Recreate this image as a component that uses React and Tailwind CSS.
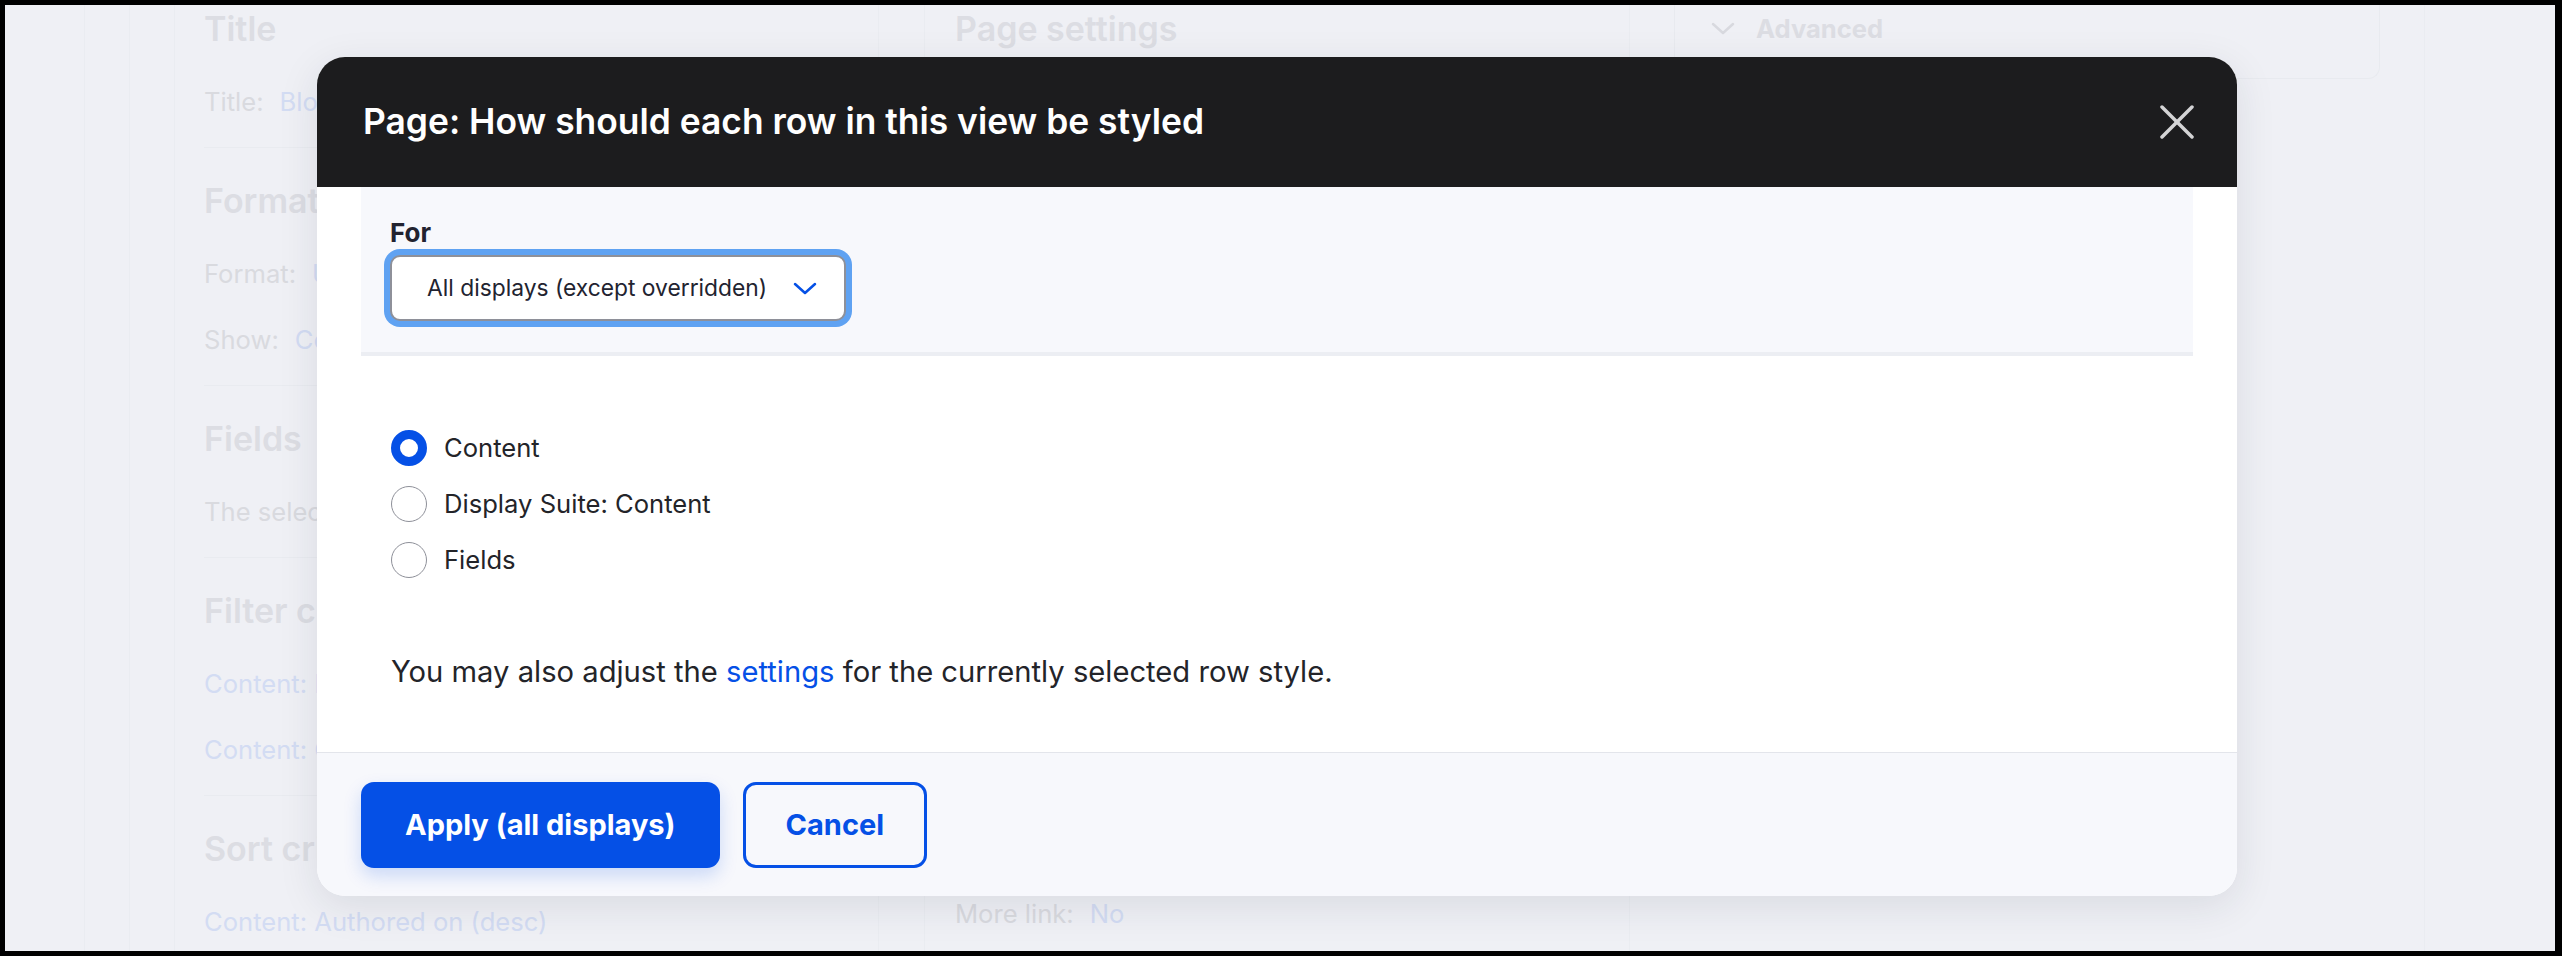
import React from "react";

const sections = [
  { title: "Title", first: true, lines: [[["Title:", "gray"], ["Blog", "link"]]] },
  {
    title: "Format",
    lines: [
      [["Format:", "gray"], ["Unformatted list", "link"]],
      [["Show:", "gray"], ["Content", "link"]],
    ],
  },
  { title: "Fields", lines: [[["The selected style or row format does not use fields.", "gray"]]] },
  {
    title: "Filter criteria",
    lines: [
      [["Content: Published (= Yes)", "link"]],
      [["Content: Content type (= Article)", "link"]],
    ],
  },
  { title: "Sort criteria", last: true, lines: [[["Content: Authored on (desc)", "link"]]] },
];

const BgSection = ({ title, lines, first, last }) => (
  <div
    className={`flex flex-col ${first ? "pt-[4px]" : "pt-[33px]"} ${last ? "" : "border-b border-[#e9ebf0]"} pb-[26px]`}
  >
    <h2 className="text-[34px] leading-[40px] font-semibold text-[#dcdde3] whitespace-nowrap">{title}</h2>
    <div className="flex flex-col gap-[28px] mt-[34px]">
      {lines.map((parts, i) => (
        <div key={i} className="text-[25.6px] leading-[38px] whitespace-nowrap flex gap-[16px]">
          {parts.map(([text, kind], j) => (
            <span key={j} className={kind === "link" ? "text-[#d3dcf3]" : "text-[#d9dadf]"}>
              {text}
            </span>
          ))}
        </div>
      ))}
    </div>
  </div>
);

const Radio = ({ label, checked }) => (
  <div className="h-[56px] flex items-center gap-[17px]">
    {checked ? (
      <span className="w-[36px] h-[36px] rounded-full border-[9px] border-[#0550e6] bg-white" />
    ) : (
      <span className="w-[36px] h-[36px] rounded-full border-[1.5px] border-[#8e9099] bg-white" />
    )}
    <span className="text-[25.6px] leading-[38px] text-[#232429]">{label}</span>
  </div>
);

export default function App() {
  return (
    <div className="w-[2562px] h-[956px] bg-black pt-[5px] pl-[5px] pr-[7px] pb-[5px] font-[family-name:Inter,sans-serif]">
      <div className="relative w-full h-full bg-[#eff0f5] overflow-hidden flex">
        {/* page behind the overlay */}
        <div className="w-[80px] border-r border-[#eaecf1]" />
        <div className="w-[45px] border-r border-[#eaecf1]" />
        <div className="w-[44px]" />

        <div className="w-[705px] border-x border-[#eaecf1] pl-[29px] overflow-hidden flex flex-col">
          {sections.map((s) => (
            <BgSection key={s.title} {...s} />
          ))}
        </div>

        <div className="w-[45px]" />

        <div className="w-[706px] border-x border-[#eaecf1] pl-[30px] pb-[18px] overflow-hidden flex flex-col">
          <h2 className="pt-[4px] text-[34px] leading-[40px] font-semibold text-[#dcdde3] whitespace-nowrap">
            Page settings
          </h2>
          <div className="mt-auto text-[25.6px] leading-[38px] whitespace-nowrap flex gap-[16px]">
            <span className="text-[#d9dadf]">More link:</span>
            <span className="text-[#d3dcf3]">No</span>
          </div>
        </div>

        <div className="w-[44px]" />

        <div className="w-[706px]">
          <div className="h-[74px] border-x border-b border-[#e8eaef] rounded-b-[12px] pl-[36px] pt-[8px] flex items-start gap-[21px]">
            <svg width="24" height="32" viewBox="0 0 24 32" fill="none">
              <polyline points="2,11 12,20 22,11" stroke="#d8d9df" strokeWidth="2.5" strokeLinecap="round" strokeLinejoin="round" />
            </svg>
            <span className="text-[25.6px] leading-[32px] font-bold text-[#dcdde3]">Advanced</span>
          </div>
        </div>

        <div className="w-[45px] border-r border-[#eaecf1]" />

        {/* dialog */}
        <div className="absolute left-[312px] top-[52px] w-[1920px] rounded-[28px] bg-white shadow-[0_10px_40px_rgba(30,35,60,0.10)] overflow-hidden flex flex-col">
          <div className="h-[130px] bg-[#1c1c1e] flex items-center justify-between pl-[46px] pr-[43px]">
            <h1 className="text-[35.4px] leading-[40px] font-semibold text-white">
              Page: How should each row in this view be styled
            </h1>
            <button className="w-[34px] h-[34px] flex items-center justify-center">
              <svg width="34" height="34" viewBox="0 0 34 34" fill="none">
                <line x1="2" y1="2" x2="32" y2="32" stroke="#d4d4d6" strokeWidth="3.5" strokeLinecap="round" />
                <line x1="32" y1="2" x2="2" y2="32" stroke="#d4d4d6" strokeWidth="3.5" strokeLinecap="round" />
              </svg>
            </button>
          </div>

          <div className="px-[44px] pb-[61px]">
            <div className="bg-[#f7f8fc] border-b-[4px] border-[#eceef3] pl-[29px] pt-[30px] pb-[31px]">
              <label className="block text-[26px] leading-[31px] font-bold text-[#222330]">For</label>
              <div className="mt-[7px] w-[456px] h-[66px] rounded-[10px] border-2 border-[#8e9099] bg-white shadow-[0_0_0_6px_#5fa2f2] flex items-center justify-between pl-[35px] pr-[27px]">
                <span className="text-[22.8px] text-[#222330] whitespace-nowrap">All displays (except overridden)</span>
                <svg width="24" height="13" viewBox="0 0 24 13" fill="none">
                  <polyline points="2,2 12,11 22,2" stroke="#0550e6" strokeWidth="2.5" strokeLinecap="round" strokeLinejoin="round" />
                </svg>
              </div>
            </div>

            <div className="mt-[64px] pl-[30px] flex flex-col">
              <Radio label="Content" checked />
              <Radio label="Display Suite: Content" />
              <Radio label="Fields" />
            </div>

            <p className="mt-[65px] pl-[30px] text-[29.2px] leading-[38px] text-[#232429]">
              You may also adjust the <span className="text-[#0550e6]">settings</span> for the currently selected row style.
            </p>
          </div>

          <div className="border-t border-[#e3e5eb] bg-[#f7f8fc] pt-[29px] pb-[28px] px-[44px] flex gap-[23px]">
            <button className="h-[86px] px-[44px] rounded-[13px] bg-[#0550e6] text-white text-[29px] font-bold shadow-[0_8px_18px_rgba(5,80,230,0.18)]">
              Apply (all displays)
            </button>
            <button className="h-[86px] px-[40px] rounded-[13px] border-[3px] border-[#0550e6] text-[#0550e6] text-[29px] font-bold">
              Cancel
            </button>
          </div>
        </div>
      </div>
    </div>
  );
}
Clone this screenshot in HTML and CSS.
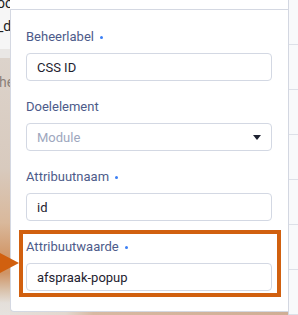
FILE: index.html
```html
<!DOCTYPE html>
<html lang="nl">
<head>
<meta charset="utf-8">
<link rel="stylesheet" href="styles.css">
</head>
<body>
<div class="page">
  <div class="bg-left">
    <div class="bg-top">
      <div class="bg-line l1">oo</div>
      <div class="bg-line l2">_d</div>
    </div>
    <div class="bg-photo">
      <div class="bg-line l3">he</div>
    </div>
  </div>

  <div class="stage">
    <div class="panel">
      <div class="field">
        <div class="label">Beheerlabel<span class="req"></span></div>
        <div class="input">CSS ID</div>
      </div>
      <div class="field">
        <div class="label">Doelelement</div>
        <div class="input select">
          <span class="placeholder">Module</span>
          <svg class="caret" width="8" height="5" viewBox="0 0 8 5"><polygon points="0,0 8,0 4,5" fill="#1e2230"/></svg>
        </div>
      </div>
      <div class="field">
        <div class="label">Attribuutnaam<span class="req"></span></div>
        <div class="input">id</div>
      </div>
      <div class="field">
        <div class="label">Attribuutwaarde<span class="req"></span></div>
        <div class="input">afspraak-popup</div>
      </div>
    </div>
  </div>

  <div class="side">
    <div class="side-row"></div>
    <div class="side-row"></div>
    <div class="side-row"></div>
    <div class="side-row"></div>
    <div class="side-row"></div>
    <div class="side-row"></div>
    <div class="side-row"></div>
  </div>

  <div class="highlight"></div>
  <svg class="pointer" width="20" height="24" viewBox="0 0 20 24"><polygon points="0,1 19,11 0,21" fill="#d1600f"/></svg>
</div>
</body>
</html>
```

FILE: styles.css
```css
* { box-sizing: border-box; }

html, body {
  margin: 0;
  padding: 0;
  background: #ffffff;
}

body {
  font-family: Roboto, "Liberation Sans", sans-serif;
}

.page {
  position: relative;
  width: 298px;
  height: 315px;
  overflow: hidden;
  display: grid;
  grid-template-columns: 10px 278px 10px;
}

/* left background strip (page behind the panel) */
.bg-left {
  display: flex;
  flex-direction: column;
  overflow: hidden;
  white-space: nowrap;
}

.bg-top {
  height: 58px;
  background: linear-gradient(to bottom, #f6f6f6 0 49px, #e9e7e5 49px 58px);
}

.bg-photo {
  flex: 1;
  background: linear-gradient(to bottom,
    #dcd3cb 0,
    #d8cabe 110px,
    #d9b89b 165px,
    #d29a6d 195px,
    #cf9466 215px,
    #d9c1aa 232px,
    #e4dfda 245px,
    #e6e2de 100%);
}

.bg-line {
  font-size: 14px;
  line-height: 14px;
  height: 14px;
}

.l1 { margin-top: -4px; text-indent: -3px; color: #222; }
.l2 { margin-top: 9px; text-indent: -3px; color: #222; }
.l3 { margin-top: 17px; text-indent: -1px; color: #8a8078; }

/* middle column */
.stage {
  padding-top: 9px;
  background:
    linear-gradient(to bottom, #ffffff 0 9px, transparent 9px),
    linear-gradient(to right, #e5e0db 0, #e2d8cf 20%, #d8b9a2 30%, #cfae95 100%);
}

.panel {
  height: 303px;
  background: #ffffff;
  border: 1px solid #d4d8e2;
  border-right: 0;
  border-radius: 0 0 0 4px;
  padding: 19px 16px 0 15px;
}

.field {
  margin-bottom: 18px;
}

.label {
  font-size: 13px;
  line-height: 16px;
  color: #4d5b8a;
  margin-bottom: 8px;
}

.req {
  display: inline-block;
  width: 3px;
  height: 3px;
  border-radius: 50%;
  background: #3b7ff5;
  margin-left: 6px;
  vertical-align: middle;
}

.input {
  height: 28px;
  border: 1px solid #d3d8e3;
  border-radius: 4px;
  padding: 0 10px;
  display: flex;
  align-items: center;
  font-size: 13px;
  color: #1e2230;
}

.select {
  justify-content: space-between;
}

.placeholder {
  color: #9ea7be;
}

.caret {
  display: block;
}

/* right strip */
.side {
  border-left: 1px solid #d3d7e1;
  background: #f8f9fb;
  padding-top: 1px;
}

.side-row {
  height: 45px;
  border-bottom: 1px solid #dde0e8;
}

.side-row:first-child {
  height: 44px;
}

/* annotation overlay */
.highlight {
  position: absolute;
  left: 19px;
  top: 230px;
  width: 262px;
  height: 67px;
  border: 4px solid #d1600f;
}

.pointer {
  position: absolute;
  left: 0;
  top: 252px;
}
```
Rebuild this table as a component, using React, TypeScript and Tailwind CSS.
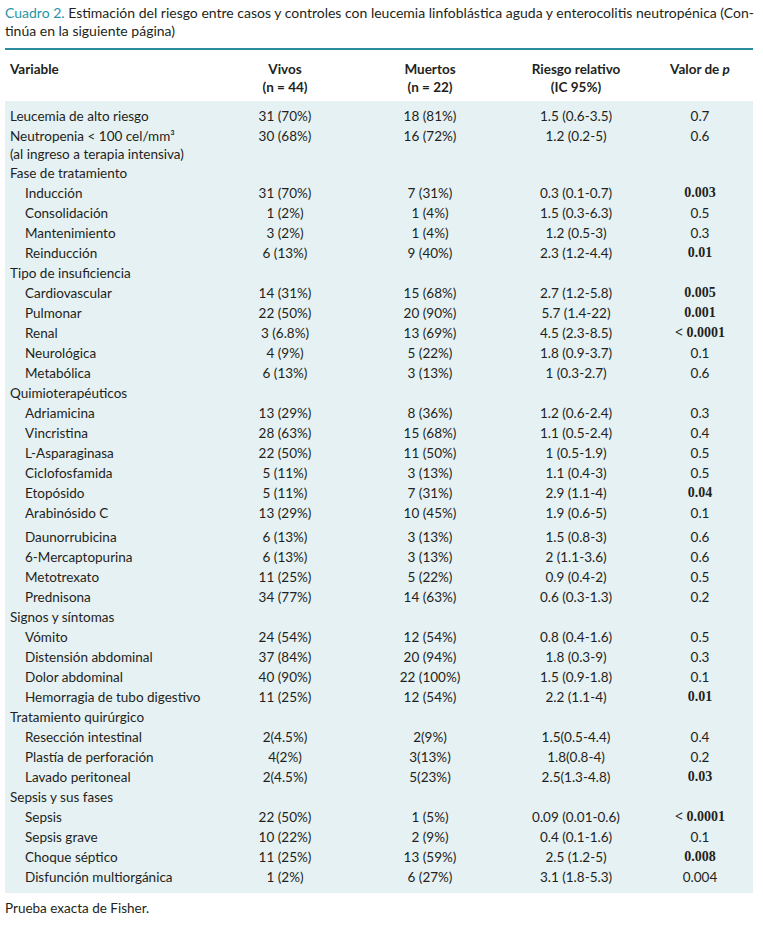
type Row = {
  label: string
  indent?: boolean
  vivos?: string
  muertos?: string
  rr?: string
  p?: string
  bold?: boolean
  extra?: string
  gapBefore?: boolean
}

const rows: Row[] = [
  { label: 'Leucemia de alto riesgo', vivos: '31 (70%)', muertos: '18 (81%)', rr: '1.5 (0.6-3.5)', p: '0.7' },
  { label: 'Neutropenia < 100 cel/mm³', extra: '(al ingreso a terapia intensiva)', vivos: '30 (68%)', muertos: '16 (72%)', rr: '1.2 (0.2-5)', p: '0.6' },
  { label: 'Fase de tratamiento' },
  { label: 'Inducción', indent: true, vivos: '31 (70%)', muertos: '7 (31%)', rr: '0.3 (0.1-0.7)', p: '0.003', bold: true },
  { label: 'Consolidación', indent: true, vivos: '1 (2%)', muertos: '1 (4%)', rr: '1.5 (0.3-6.3)', p: '0.5' },
  { label: 'Mantenimiento', indent: true, vivos: '3 (2%)', muertos: '1 (4%)', rr: '1.2 (0.5-3)', p: '0.3' },
  { label: 'Reinducción', indent: true, vivos: '6 (13%)', muertos: '9 (40%)', rr: '2.3 (1.2-4.4)', p: '0.01', bold: true },
  { label: 'Tipo de insuficiencia' },
  { label: 'Cardiovascular', indent: true, vivos: '14 (31%)', muertos: '15 (68%)', rr: '2.7 (1.2-5.8)', p: '0.005', bold: true },
  { label: 'Pulmonar', indent: true, vivos: '22 (50%)', muertos: '20 (90%)', rr: '5.7 (1.4-22)', p: '0.001', bold: true },
  { label: 'Renal', indent: true, vivos: '3 (6.8%)', muertos: '13 (69%)', rr: '4.5 (2.3-8.5)', p: '< 0.0001', bold: true },
  { label: 'Neurológica', indent: true, vivos: '4 (9%)', muertos: '5 (22%)', rr: '1.8 (0.9-3.7)', p: '0.1' },
  { label: 'Metabólica', indent: true, vivos: '6 (13%)', muertos: '3 (13%)', rr: '1 (0.3-2.7)', p: '0.6' },
  { label: 'Quimioterapéuticos' },
  { label: 'Adriamicina', indent: true, vivos: '13 (29%)', muertos: '8 (36%)', rr: '1.2 (0.6-2.4)', p: '0.3' },
  { label: 'Vincristina', indent: true, vivos: '28 (63%)', muertos: '15 (68%)', rr: '1.1 (0.5-2.4)', p: '0.4' },
  { label: 'L-Asparaginasa', indent: true, vivos: '22 (50%)', muertos: '11 (50%)', rr: '1 (0.5-1.9)', p: '0.5' },
  { label: 'Ciclofosfamida', indent: true, vivos: '5 (11%)', muertos: '3 (13%)', rr: '1.1 (0.4-3)', p: '0.5' },
  { label: 'Etopósido', indent: true, vivos: '5 (11%)', muertos: '7 (31%)', rr: '2.9 (1.1-4)', p: '0.04', bold: true },
  { label: 'Arabinósido C', indent: true, vivos: '13 (29%)', muertos: '10 (45%)', rr: '1.9 (0.6-5)', p: '0.1' },
  { label: 'Daunorrubicina', indent: true, gapBefore: true, vivos: '6 (13%)', muertos: '3 (13%)', rr: '1.5 (0.8-3)', p: '0.6' },
  { label: '6-Mercaptopurina', indent: true, vivos: '6 (13%)', muertos: '3 (13%)', rr: '2 (1.1-3.6)', p: '0.6' },
  { label: 'Metotrexato', indent: true, vivos: '11 (25%)', muertos: '5 (22%)', rr: '0.9 (0.4-2)', p: '0.5' },
  { label: 'Prednisona', indent: true, vivos: '34 (77%)', muertos: '14 (63%)', rr: '0.6 (0.3-1.3)', p: '0.2' },
  { label: 'Signos y síntomas' },
  { label: 'Vómito', indent: true, vivos: '24 (54%)', muertos: '12 (54%)', rr: '0.8 (0.4-1.6)', p: '0.5' },
  { label: 'Distensión abdominal', indent: true, vivos: '37 (84%)', muertos: '20 (94%)', rr: '1.8 (0.3-9)', p: '0.3' },
  { label: 'Dolor abdominal', indent: true, vivos: '40 (90%)', muertos: '22 (100%)', rr: '1.5 (0.9-1.8)', p: '0.1' },
  { label: 'Hemorragia de tubo digestivo', indent: true, vivos: '11 (25%)', muertos: '12 (54%)', rr: '2.2 (1.1-4)', p: '0.01', bold: true },
  { label: 'Tratamiento quirúrgico' },
  { label: 'Resección intestinal', indent: true, vivos: '2(4.5%)', muertos: '2(9%)', rr: '1.5(0.5-4.4)', p: '0.4' },
  { label: 'Plastía de perforación', indent: true, vivos: '4(2%)', muertos: '3(13%)', rr: '1.8(0.8-4)', p: '0.2' },
  { label: 'Lavado peritoneal', indent: true, vivos: '2(4.5%)', muertos: '5(23%)', rr: '2.5(1.3-4.8)', p: '0.03', bold: true },
  { label: 'Sepsis y sus fases' },
  { label: 'Sepsis', indent: true, vivos: '22 (50%)', muertos: '1 (5%)', rr: '0.09 (0.01-0.6)', p: '< 0.0001', bold: true },
  { label: 'Sepsis grave', indent: true, vivos: '10 (22%)', muertos: '2 (9%)', rr: '0.4 (0.1-1.6)', p: '0.1' },
  { label: 'Choque séptico', indent: true, vivos: '11 (25%)', muertos: '13 (59%)', rr: '2.5 (1.2-5)', p: '0.008', bold: true },
  { label: 'Disfunción multiorgánica', indent: true, vivos: '1 (2%)', muertos: '6 (27%)', rr: '3.1 (1.8-5.3)', p: '0.004' },
]

const cols = 'grid grid-cols-[210px_140px_150px_142px_106px]'

export default function App() {
  return (
    <div className="w-[763px] h-[928px] bg-white text-[#231f20] font-['Lato','Open_Sans',sans-serif]">
      <p className="px-[5px] pt-[4px] text-[14px] leading-[18px]">
        <span className="whitespace-nowrap">
          <span className="text-[#1f95a8]">Cuadro 2.</span> Estimación del riesgo entre casos y controles con leucemia linfoblástica aguda y enterocolitis neutropénica (Con-
        </span>
        <br />
        tinúa en la siguiente página)
      </p>

      <div className="mx-[5px] mt-[8px] w-[748px] border-t-2 border-[#2b8d9b]">
        <div className={`${cols} pt-[10px] pb-[5px] text-[13.5px] leading-[18px] font-bold`}>
          <div className="pl-[5px]">Variable</div>
          <div className="text-center">Vivos<br />(n = 44)</div>
          <div className="text-center">Muertos<br />(n = 22)</div>
          <div className="text-center">Riesgo relativo<br />(IC 95%)</div>
          <div className="text-center">
            Valor de <span className="italic">p</span>
          </div>
        </div>

        <div className="bg-[#e6f1f4] pt-[5px] pb-[6px] text-[13.5px]">
          {rows.map((r) => (
            <div key={r.label} className={`${cols} ${r.gapBefore ? 'mt-[4px]' : ''}`}>
              <div className={`${r.indent ? 'pl-[20px]' : 'pl-[5px]'} leading-[20px] whitespace-nowrap`}>
                {r.label}
                {r.extra && <div className="leading-[17px]">{r.extra}</div>}
              </div>
              <div className="text-center leading-[20px]">{r.vivos}</div>
              <div className="text-center leading-[20px]">{r.muertos}</div>
              <div className="text-center leading-[20px]">{r.rr}</div>
              <div
                className={`text-center leading-[20px] ${r.bold ? "font-bold font-['Liberation_Serif',serif] text-[14px]" : ''}`}
              >
                {r.p}
              </div>
            </div>
          ))}
        </div>
      </div>

      <p className="px-[5px] pt-[6px] text-[13.5px] leading-[18px]">Prueba exacta de Fisher.</p>
    </div>
  )
}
· · · · ·
● Given exercise: Both the first line of the records above and the line containing "import React from" belong in the copy; please return them and every line between, exactly, minus the pictures.

● Correct response:
Recreate this image as a component that uses React and Tailwind CSS.
import React from "react";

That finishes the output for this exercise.